È ormai pacifico che il datore di lavoro possa effettuare controlli sui propri dipendenti (cc.dd. difensivi) a tutela del proprio patrimonio aziendale, anche di tipo occulto, se finalizzati ad evitare comportamenti illeciti, ed in presenza di un fondato sospetto circa la commissione di un illecito, purché sia assicurato un corretto bilanciamento tra le esigenze di protezione di interessi e beni aziendali, correlate alla libertà di iniziativa economica, rispetto alle imprescindibili tutele della dignità e della riservatezza del lavoratore, e sempre che il controllo riguardi dati acquisiti successivamente all’insorgere del sospetto. Non è esclusa la possibilità per il datore di lavoro – ed è anzi ormai prassi consolidata – di ricorrere ad agenzie investigative purché queste non sconfinino nella vigilanza dell’attività lavorativa vera e propria, restando giustificato l’intervento in questione non solo per l’avvenuta perpetrazione di illeciti e l’esigenza di verificarne il contenuto, ma anche in ragione del solo sospetto o della mera ipotesi che degli illeciti siano in corso di esecuzione.

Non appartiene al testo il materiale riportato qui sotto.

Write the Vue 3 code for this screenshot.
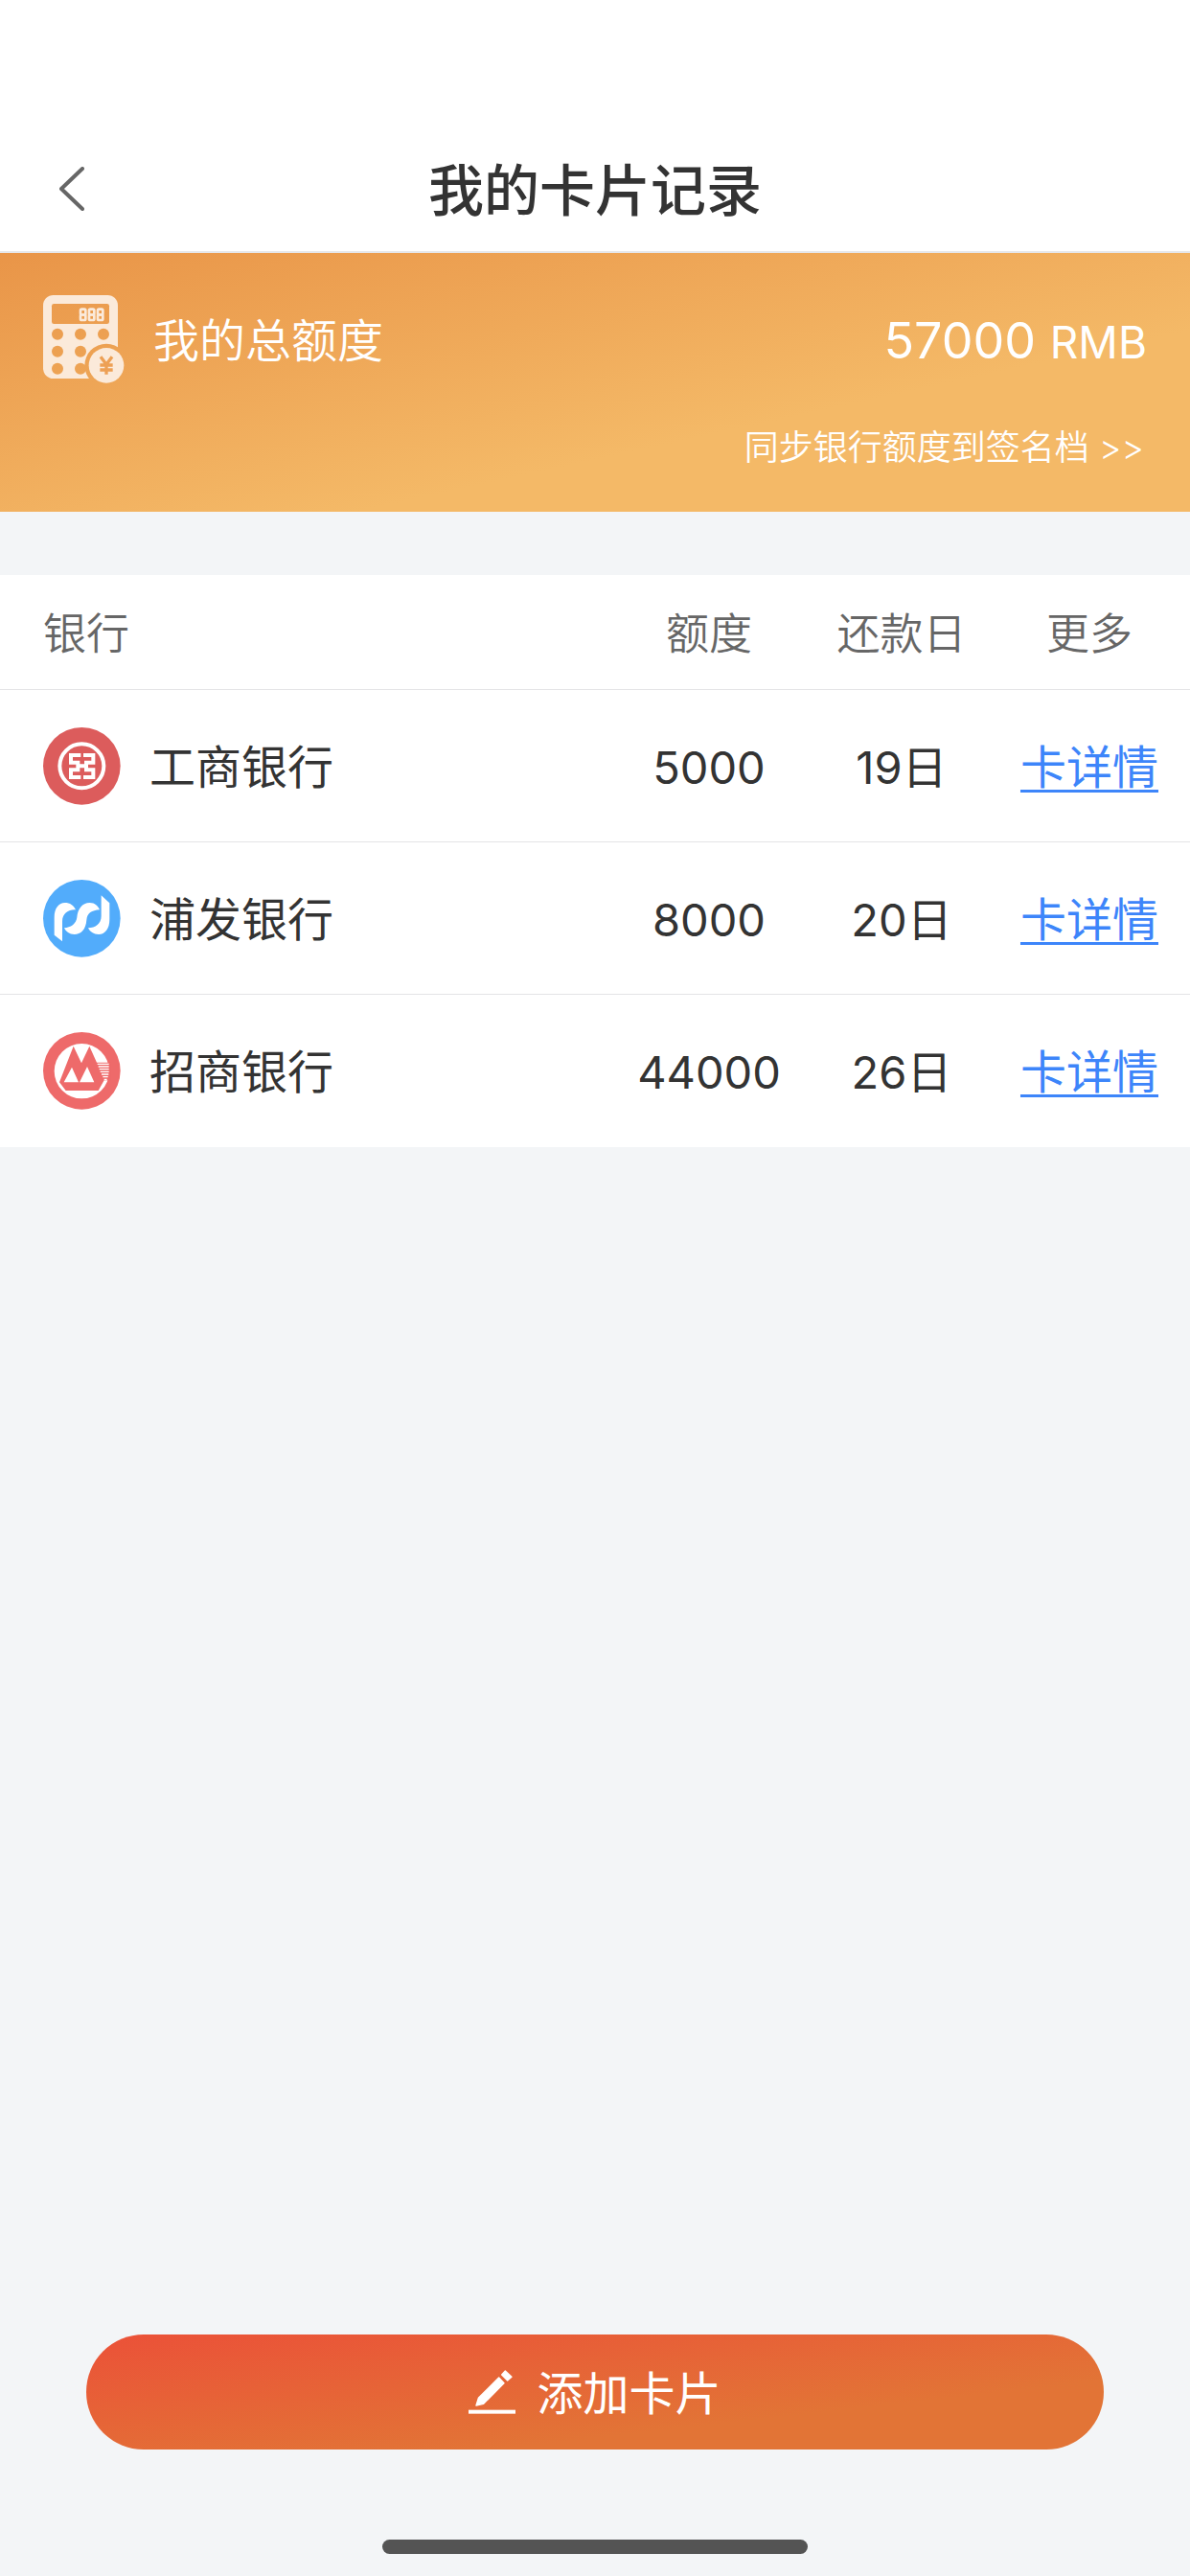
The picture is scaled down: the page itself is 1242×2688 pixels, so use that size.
<script setup>
const cards = [
  { bank: '工商银行', logo: 'icbc', limit: 5000, due: '19日' },
  { bank: '浦发银行', logo: 'spdb', limit: 8000, due: '20日' },
  { bank: '招商银行', logo: 'cmb', limit: 44000, due: '26日' }
]
const total = cards.reduce((sum, card) => sum + card.limit, 0)
</script>

<template>
  <div class="page">
    <header class="nav">
      <button class="back" type="button" aria-label="返回">
        <svg viewBox="0 0 26 46" width="26" height="46" aria-hidden="true">
          <path d="M24 2L2 23L24 44" fill="none" stroke="#666" stroke-width="4" stroke-linecap="round" stroke-linejoin="round" />
        </svg>
      </button>
      <h1 class="title">我的卡片记录</h1>
    </header>

    <main class="content">
      <section class="summary">
        <div class="summary-row">
          <svg class="calculator" viewBox="0 0 255 276" aria-hidden="true">
            <defs>
              <mask id="calculator-cut">
                <rect width="255" height="276" fill="#fff" />
                <rect x="27" y="27" width="180" height="63" rx="7" fill="#000" />
                <g fill="#000">
                  <circle cx="45" cy="122" r="18" />
                  <circle cx="117" cy="122" r="18" />
                  <circle cx="189" cy="122" r="18" />
                  <circle cx="45" cy="176" r="18" />
                  <circle cx="117" cy="176" r="18" />
                  <circle cx="45" cy="230" r="18" />
                  <circle cx="117" cy="230" r="18" />
                  <circle cx="198" cy="220" r="68" />
                </g>
              </mask>
            </defs>
            <rect width="234" height="261" rx="32" fill="#fbeada" mask="url(#calculator-cut)" />
            <g fill="none" stroke="#fbeada" stroke-width="8">
              <rect x="117" y="44" width="16" height="17" rx="4" />
              <rect x="117" y="61" width="16" height="17" rx="4" />
              <rect x="144" y="44" width="16" height="17" rx="4" />
              <rect x="144" y="61" width="16" height="17" rx="4" />
              <rect x="171" y="44" width="16" height="17" rx="4" />
              <rect x="171" y="61" width="16" height="17" rx="4" />
            </g>
            <circle cx="198" cy="220" r="55" fill="#fbeada" />
            <path d="M180 193L198 217L216 193M198 217V248M178 219H218M178 234H218" fill="none" stroke="#eda055" stroke-width="10" />
          </svg>
          <h2 class="summary-label">我的总额度</h2>
          <p class="total">{{ total }} <span class="currency">RMB</span></p>
        </div>
        <a class="sync" href="#sync">同步银行额度到签名档 &gt;&gt;</a>
      </section>

      <table class="cards">
        <colgroup>
          <col />
          <col class="col-limit" />
          <col class="col-due" />
          <col class="col-more" />
        </colgroup>
        <thead>
          <tr>
            <th class="name" scope="col">银行</th>
            <th scope="col">额度</th>
            <th scope="col">还款日</th>
            <th scope="col">更多</th>
          </tr>
        </thead>
        <tbody>
          <tr v-for="card in cards" :key="card.logo">
            <td class="name">
              <div class="bank">
                <svg v-if="card.logo === 'icbc'" class="logo" viewBox="0 0 243 243" aria-hidden="true">
                  <circle cx="121" cy="121" r="121" fill="#dc5c5c" />
                  <circle cx="121" cy="121" r="69" fill="none" stroke="#fff" stroke-width="12" />
                  <path d="M118 87H87V110H109V133H87V156H118M126 87H157V110H135V133H157V156H126M109 121H135" fill="none" stroke="#fff" stroke-width="12" />
                </svg>
                <svg v-else-if="card.logo === 'spdb'" class="logo" viewBox="0 0 243 243" aria-hidden="true">
                  <circle cx="121" cy="121" r="121" fill="#52acfb" />
                  <g fill="#fff">
                    <path d="M35 173V118C35 88 50 72 68 72C84 72 96 80 102 94C82 92 60 104 60 130V193Z" />
                    <path d="M66 151C86 150 104 138 106 118C108 92 122 72 146 72C162 72 172 82 177 94C152 96 138 104 136 126C134 156 118 171 98 171C82 171 72 163 66 151Z" />
                    <path d="M182 49L208 73V124C208 154 194 171 174 171C158 171 147 163 141 151C164 150 182 138 182 114Z" />
                  </g>
                </svg>
                <svg v-else class="logo" viewBox="0 0 243 243" aria-hidden="true">
                  <circle cx="121" cy="121" r="121" fill="#ee6a6a" />
                  <circle cx="121" cy="122" r="86" fill="#fff" />
                  <path d="M95 44L120 97L145 44L168 95H212V151H191L173 183H71L51 157Z" fill="#ee6a6a" />
                  <path d="M90 110L111 157H65ZM138 108L160 157H114Z" fill="#fff" />
                  <path d="M170 100H206M173 108H206M176 116H206M179 124H206M183 132H205M187 140H203M191 148H200" stroke="#fff" stroke-width="4" />
                </svg>
                <span class="bank-name">{{ card.bank }}</span>
              </div>
            </td>
            <td class="figure">{{ card.limit }}</td>
            <td class="figure">{{ card.due }}</td>
            <td><a class="detail" href="#detail">卡详情</a></td>
          </tr>
        </tbody>
      </table>
    </main>

    <footer class="footer">
      <button class="add" type="button">
        <svg class="pencil" viewBox="0 0 147 138" aria-hidden="true">
          <g fill="#fff" stroke="#fff" stroke-width="4" stroke-linejoin="round">
            <path d="M24 111L31 88L95 24L111 41L47 106Z" />
            <path d="M115 3L135 22L122 33L104 15Z" />
          </g>
          <rect y="125" width="147" height="12" fill="#fff" />
        </svg>
        <span class="add-label">添加卡片</span>
      </button>
      <div class="home-bar"></div>
    </footer>
  </div>
</template>

<style>
body {
  margin: 0;
  background: #f3f5f7;
}
</style>

<style scoped>
.page {
  display: flex;
  flex-direction: column;
  min-height: 100vh;
  background: #f3f5f7;
  color: #333;
  font-family: Inter, "Noto Sans CJK SC", sans-serif;
  font-size: 48px;
  line-height: 60px;
}

.nav {
  display: grid;
  grid-template-columns: 150px 1fr 150px;
  align-items: center;
  height: 130px;
  padding-top: 132px;
  border-bottom: 2px solid #e6e7ea;
  background: #fff;
}

.back {
  display: flex;
  align-items: center;
  height: 130px;
  padding: 0 0 0 62px;
  border: 0;
  background: none;
}

.title {
  margin: 0;
  padding-top: 4px;
  font-size: 58px;
  font-weight: 500;
  text-align: center;
}

.content {
  flex: 1;
}

.summary {
  display: flex;
  flex-direction: column;
  align-items: flex-end;
  gap: 37px;
  height: 226px;
  padding: 44px 45px 0;
  margin-bottom: 66px;
  background: linear-gradient(to bottom right, #e99548, #f4b967 65%);
  color: #fff;
}

.summary-row {
  display: flex;
  align-items: center;
  align-self: stretch;
}

.calculator {
  width: 85px;
  height: 92px;
  margin-right: 30px;
}

.summary-label {
  margin: 0;
  padding-top: 4px;
  font-size: 48px;
  font-weight: 350;
}

.total {
  margin: 0 0 0 auto;
  padding-top: 4px;
  font-size: 52px;
}

.currency {
  font-size: 46px;
}

.sync {
  padding-right: 3px;
  color: #fff;
  font-size: 36px;
  font-weight: 350;
  text-decoration: none;
}

.cards {
  width: 100%;
  border-collapse: separate;
  border-spacing: 0;
  table-layout: fixed;
  background: #fff;
}

.col-limit {
  width: 220px;
}

.col-due {
  width: 182px;
}

.col-more {
  width: 210px;
}

.cards th,
.cards td {
  box-sizing: border-box;
  padding: 4px 0 0;
  border-bottom: 1px solid #e4e4e6;
  text-align: center;
  white-space: nowrap;
}

.cards th {
  height: 120px;
  color: #666;
  font-size: 45px;
  font-weight: 350;
}

.cards td {
  height: 159px;
}

.cards tbody tr:last-child td {
  border-bottom-color: #fff;
}

.cards .name {
  padding-left: 45px;
  text-align: left;
}

.cards td.name {
  padding-top: 0;
}

.cards .figure {
  font-size: 47px;
}

.bank {
  display: flex;
  align-items: center;
  gap: 30px;
}

.bank-name,
.add-label {
  padding-top: 4px;
}

.logo {
  width: 81px;
  height: 81px;
}

.detail {
  color: #3d85fa;
  text-decoration: underline;
  text-decoration-thickness: 3px;
  text-underline-offset: 6px;
}

.footer {
  display: flex;
  flex-direction: column;
  align-items: center;
  gap: 94px;
  padding: 0 90px 23px;
}

.add {
  display: flex;
  align-items: center;
  justify-content: center;
  gap: 22px;
  width: 100%;
  height: 120px;
  padding: 0;
  border: 0;
  border-radius: 60px;
  background: linear-gradient(to bottom right, #eb5138, #e27436 70%);
  color: #fff;
  font: inherit;
}

.pencil {
  width: 49px;
  height: 46px;
}

.home-bar {
  width: 444px;
  height: 15px;
  border-radius: 8px;
  background: #545454;
}
</style>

Pertanto, i controlli del datore di lavoro a mezzo di agenzia investigativa, riguardanti l’attività lavorativa del prestatore svolta anche al di fuori dei locali aziendali, sono legittimi ove siano finalizzati a verificare comportamenti che possano configurare ipotesi penalmente rilevanti, od integrare attività fraudolente o fonti di danno per il datore medesimo, escludendo che l’oggetto dell’accertamento sia l’adempimento, la qualità o la quantità della prestazione lavorativa.